"Quiver" is a ten-issue Green Arrow story arc written by Kevin Smith with art by Phil Hester that ran between April 2001 until the January of 2002. Published by DC Comics, the arc appeared in Green Arrow (vol. 3) #1-10 and was edited by Bob Schreck.

Plot summary

Having learned of Green Arrow's recent death during his return to Earth in the Final Night crisis, Hal Jordan revives Green Arrow from the dead, but the resurrected Green Arrow only possesses Oliver's memories up to the events prior to The Longbow Hunters, with an examination of his body revealing that he is missing several old scars sustained after that point. As the resurrected Ollie Queen tries to figure out his place in this new world (aided by the seemingly benevolent Stanley Dover, who took him in after he rescued Stanley from a mugging), he interacts with important people from his past, including Black Canary, the Justice League, Batman, and Roy Harper. He also takes on a ward, Mia Dearden, who becomes the new Speedy. As it turns out, Green Arrow was revived in body but not soul; since Oliver Queen himself preferred to remain in Heaven but recognized his friend's need to bring something back, the body's memories stopping when they do because Queen felt that things went wrong for him after he took a life when he killed a rapist. This results in him being attacked by Etrigan the Demon due to his status as a 'hollow' (a soulless being who can be used by some demons to gain access to Earth). Jordan, as the Spectre, transports Ollie out of Etrigan's reach and brings him to Heaven to talk with his soul. However, when the soul prefers to remain in Heaven, Ollie is sent back and captured by Dover, really a practitioner of the black arts who intends to transfer his soul into Oliver's body (a spell only possible due to Oliver's lack of a soul) and then use the JLA Watcher's monitoring systems to track down the Beast With No Name, a benevolent demon he summoned to grant himself immortality.
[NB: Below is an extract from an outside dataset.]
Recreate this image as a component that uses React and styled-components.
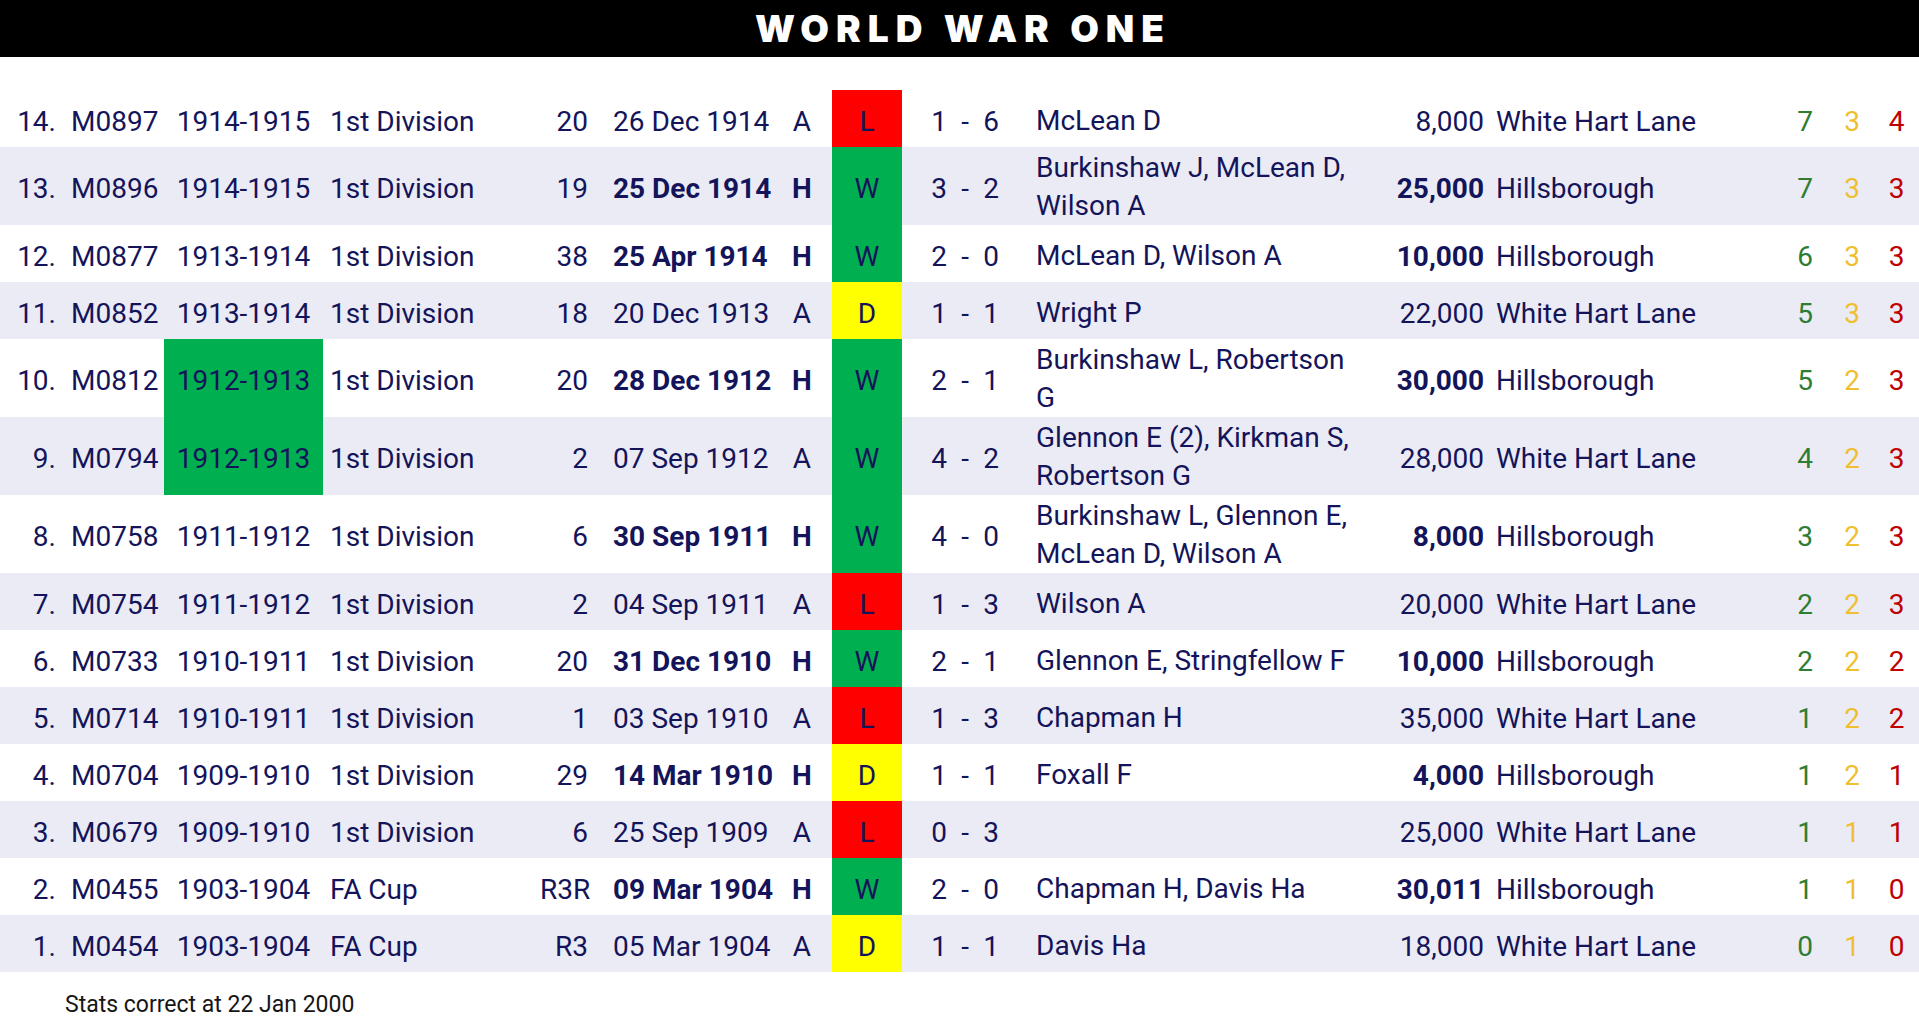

As Connor Hawke fights to save his father - the house being protected by a blood seal that prevents anyone from entering it if they are not related to an inhabitant - Ollie makes contact with his soul while Dover attempts the ritual to take control of Ollie's body, convincing the soul to leave Heaven and rejoin with his body to save their son. With the two Green Arrows having fought off Dover's demons, they are saved by the Beast With No Name, which returned them to the Hell dimension they were summoned from. The Beast subsequently devours Dover, who leaves Ollie and Connor in Dover's house, revealing that Dover left everything to Ollie — back when he believed he would be inheriting Oliver's body — and encouraging Oliver to use Dover's house and resources to fight evil in Star City.

Reception
"Quiver" received mostly positive reviews. Entertainment Weekly'''s Ken Tucker wrote: "The first issue pins you to the wall with artist Phil Hester's elegantly elongated figures and unpredictably shaped panels, while Smith succeeds in boiling down the Arrow mythos". Along with "Guardian Devil", "Quiver" helped to establish Kevin Smith as one of the most popular writers in comics.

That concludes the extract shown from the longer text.